What is of course most worrying is that the warmer global temperatures are increasingly triggering a number of feedback loops. Ice is melting from the Arctic to the Antarctic causing sea levels to rise. As the oceans warm the water expands, further adding to sea level rise. Less ice means more of the sun’s energy is absorbed by the ocean, further contributing to warming, and to sea level rise. As the sea warms methane is released from the ocean floor. Permafrost is melting releasing more methane and carbon dioxide, further intensifying climate breakdown. As atmospheric carbon dioxide levels increase the oceans absorb more carbon dioxide, turning some of this into carbonic acid and thus making the oceans more acidic, with potentially catastrophic results for humanity.

The science is clear.

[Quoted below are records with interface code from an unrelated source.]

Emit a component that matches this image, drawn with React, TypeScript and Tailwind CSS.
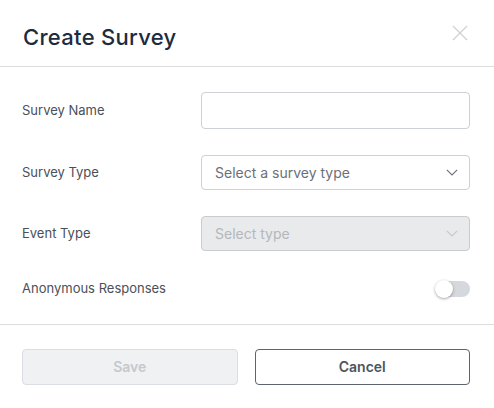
function Chevron({ className }: { className?: string }) {
  return (
    <svg width="12" height="7" viewBox="0 0 12 7" fill="none" stroke="currentColor" strokeWidth="1.2" className={className}>
      <path d="M0.8 0.8L6 6L11.2 0.8" />
    </svg>
  );
}

function FieldRow({ label, children }: { label: string; children: React.ReactNode }) {
  return (
    <div className="flex items-center">
      <div className="w-[179px] text-[13px] text-[#4b5058]">{label}</div>
      <div className="flex-1">{children}</div>
    </div>
  );
}

export default function App() {
  return (
    <div
      className="w-[494px] h-[408px] bg-white"
      style={{ fontFamily: 'Inter, "Open Sans", sans-serif' }}
    >
      <div className="flex h-[67px] items-center justify-between border-b border-[#dcdde1] pl-[23px] pr-[26px]">
        <h2 className="mt-[8px] text-[22px] font-medium tracking-[0.3px] text-[#1c2b3f]">Create Survey</h2>
        <button className="text-[#cfd1d5]">
          <svg width="16" height="16" viewBox="0 0 16 16" fill="none" stroke="currentColor" strokeWidth="1.3">
            <path d="M1 1L15 15M15 1L1 15" />
          </svg>
        </button>
      </div>

      <div className="flex flex-col gap-[26px] pl-[22px] pr-[24px] pt-[25px] pb-[25px] border-b border-[#dcdde1]">
        <FieldRow label="Survey Name">
          <input className="h-[37px] w-full rounded-[4px] border border-[#cdd0d5] px-3 text-sm outline-none" />
        </FieldRow>
        <FieldRow label="Survey Type">
          <div className="flex h-[35px] w-full items-center justify-between rounded-[4px] border border-[#cdd0d5] pl-[13px] pr-[11px] text-[14px] text-[#6b7079]">
            <span>Select a survey type</span>
            <Chevron className="text-[#6f747c]" />
          </div>
        </FieldRow>
        <FieldRow label="Event Type">
          <div className="flex h-[35px] w-full items-center justify-between rounded-[4px] border border-[#c8cbd0] bg-[#e9eaec] pl-[13px] pr-[11px] text-[14px] text-[#b4b7bc]">
            <span>Select type</span>
            <Chevron className="text-[#c6c9ce]" />
          </div>
        </FieldRow>
        <div className="mt-[2px] flex items-center justify-between">
          <span className="text-[13px] text-[#4b5058]">Anonymous Responses</span>
          <div className="relative h-[16px] w-[34px] rounded-full bg-[#d5d8dc]">
            <div className="absolute left-[-1px] top-[-1px] h-[18px] w-[18px] rounded-full bg-white shadow-[0_1px_3px_rgba(0,0,0,0.35)]" />
          </div>
        </div>
      </div>

      <div className="flex gap-[17px] pl-[22px] pr-[24px] pt-[24px]">
        <button className="h-[36px] flex-1 rounded-[4px] border border-[#dadde1] bg-[#f0f1f3] text-[14px] font-semibold text-[#c5c8cd]">
          Save
        </button>
        <button className="h-[36px] flex-1 rounded-[4px] border border-[#5c6470] bg-white text-[14px] font-semibold text-[#4d5560]">
          Cancel
        </button>
      </div>
    </div>
  );
}
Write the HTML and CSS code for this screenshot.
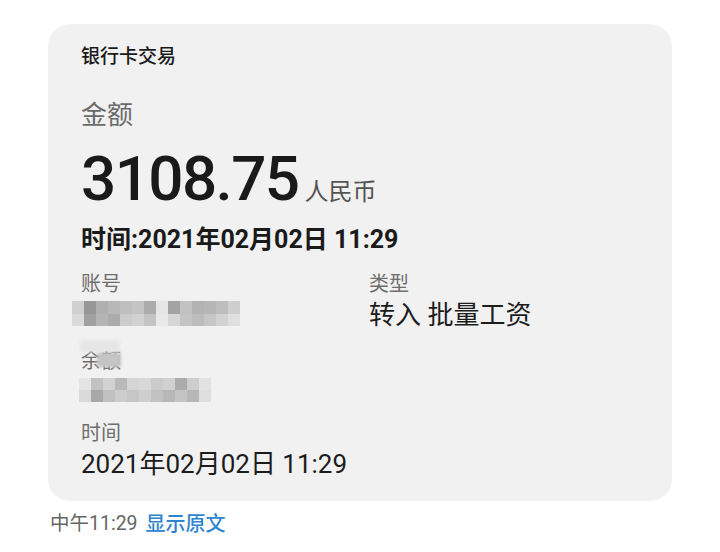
FILE: index.html
```html
<!DOCTYPE html>
<html lang="zh-CN">
<head>
<meta charset="utf-8">
<link rel="stylesheet" href="styles.css">
</head>
<body>
<div class="page">
  <div class="card">
    <div class="title">银行卡交易</div>
    <div class="label-big">金额</div>
    <div class="amount"><span class="num">3108.75</span><span class="cur">人民币</span></div>
    <div class="time-bold">时间:2021年02月02日 11:29</div>
    <div class="grid">
      <div class="col">
        <div class="label">账号</div>
        <div class="value">
          <div class="mosaic acct">
            <i style="background:#d0d0d0"></i><i style="background:#979797"></i><i style="background:#b0b0b0"></i><i style="background:#b8b8b8"></i><i style="background:#bfbfbf"></i><i style="background:#c4c4c4"></i><i style="background:#acacac"></i><i style="background:#e6e6e6"></i><i style="background:#a3a3a3"></i><i style="background:#c2c2c2"></i><i style="background:#b3b3b3"></i><i style="background:#b6b6b6"></i><i style="background:#bebebe"></i><i style="background:#cecece"></i>
            <i style="background:#dadada"></i><i style="background:#a0a0a0"></i><i style="background:#b4b4b4"></i><i style="background:#ababab"></i><i style="background:#cccccc"></i><i style="background:#d2d2d2"></i><i style="background:#c4c4c4"></i><i style="background:#e9e9e9"></i><i style="background:#d6d6d6"></i><i style="background:#c4c4c4"></i><i style="background:#bcbcbc"></i><i style="background:#c6c6c6"></i><i style="background:#d2d2d2"></i><i style="background:#dfdfdf"></i>
          </div>
        </div>
        <div class="label balance-label"><span>余额</span><b class="cover"></b></div>
        <div class="bal-row">
          <div class="mosaic bal">
            <i style="background:#e4e4e4"></i><i style="background:#c2c2c2"></i><i style="background:#d2d2d2"></i><i style="background:#b9b9b9"></i><i style="background:#d5d5d5"></i><i style="background:#d8d8d8"></i><i style="background:#cbcbcb"></i><i style="background:#d0d0d0"></i><i style="background:#acacac"></i><i style="background:#cdcdcd"></i><i style="background:#e2e2e2"></i>
            <i style="background:#dadada"></i><i style="background:#a8a8a8"></i><i style="background:#c0c0c0"></i><i style="background:#cdcdcd"></i><i style="background:#c6c6c6"></i><i style="background:#cfcfcf"></i><i style="background:#c2c2c2"></i><i style="background:#b7b7b7"></i><i style="background:#c4c4c4"></i><i style="background:#b8b8b8"></i><i style="background:#dedede"></i>
          </div>
        </div>
      </div>
      <div class="col">
        <div class="label">类型</div>
        <div class="value big">转入 批量工资</div>
      </div>
    </div>
    <div class="label">时间</div>
    <div class="value big">2021年02月02日 11:29</div>
  </div>
  <div class="footer"><span class="ftime">中午11:29</span><span class="link">显示原文</span></div>
</div>
</body>
</html>
```

FILE: styles.css
```css
* { box-sizing: border-box; }
html, body { margin: 0; padding: 0; background: #ffffff; }
body {
  font-family: Roboto, "Noto Sans CJK SC", sans-serif;
  color: #1c1c1c;
  width: 720px;
  height: 552px;
  overflow: hidden;
}
.page { padding: 24px 48px 0 48px; }
.card {
  background: #f1f1f1;
  border-radius: 22px;
  height: 477px;
  padding: 20px 33px 0 33px;
}
.title {
  font-size: 19px;
  line-height: 26px;
  font-weight: 500;
  color: #1a1a1a;
}
.label-big {
  margin-top: 28px;
  font-size: 26px;
  line-height: 34px;
  color: #6a6a6a;
}
.amount {
  margin-top: 14px;
  height: 66px;
  display: flex;
  align-items: baseline;
  line-height: 66px;
}
.num {
  font-size: 62px;
  font-weight: 500;
  letter-spacing: -1.6px;
  color: #1a1a1a;
}
.cur {
  font-size: 24px;
  color: #555555;
  margin-left: 6px;
}
.time-bold {
  margin-top: 12px;
  font-size: 25px;
  line-height: 32px;
  font-weight: 700;
  color: #1a1a1a;
}
.grid {
  margin-top: 15px;
  display: grid;
  grid-template-columns: 288px 1fr;
}
.label {
  font-size: 20px;
  line-height: 26px;
  color: #6e6e6e;
}
.value {
  margin-top: 2px;
  min-height: 32px;
  font-size: 25px;
  line-height: 32px;
  color: #1c1c1c;
}
.value.big { font-size: 26px; }
.mosaic {
  display: grid;
  filter: blur(0.6px);
}
.mosaic i { display: block; }
.acct {
  margin: 4px 0 0 -9px;
  width: 168px;
  grid-template-columns: repeat(14, 12px);
  grid-auto-rows: 12.5px;
}
.balance-label {
  margin-top: 15px;
  position: relative;
  width: 60px;
}
.balance-label .cover {
  position: absolute;
  left: 16px;
  top: 5px;
  width: 24px;
  height: 14px;
  background: #c4c4c4;
  filter: blur(1.5px);
}
.balance-label::before {
  content: "";
  position: absolute;
  left: -1px;
  top: -8px;
  width: 40px;
  height: 12px;
  background: #e6e6e6;
  filter: blur(1.5px);
}
.bal-row { padding-top: 4px; height: 46px; }
.bal {
  margin-left: -2px;
  width: 132px;
  grid-template-columns: repeat(11, 12px);
  grid-auto-rows: 12px;
}
.footer {
  padding: 10px 0 0 2px;
  font-size: 20px;
  line-height: 26px;
  display: flex;
  gap: 8px;
}
.ftime { color: #666666; font-size: 19.5px; }
.link { color: #2f84d0; font-weight: 500; }
```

We need to get to a zero carbon economy as quickly as possible. As I’ve repeatedly said on this blog, we have technological and political choices. Our politicians consistently hold on to outdated concepts, like economic growth and national self interest. The young people involved with school strike for climate, and so many of us in ecological activist groups like Extinction Rebellion, understand we need system change, not climate change. If our species is to have a future we all must start acting in the interests of our own species, as a unified collective entity. We all need a stable climate and a fully functioning biosphere. That will entail reallocating resources on an epic scale. It will involve the closing down of many industries, and the expansion of others. Our decisions will need to be guided by the ecological imperative, and that will need to trump all concepts of profit and power. A big ask, but absolutely necessary.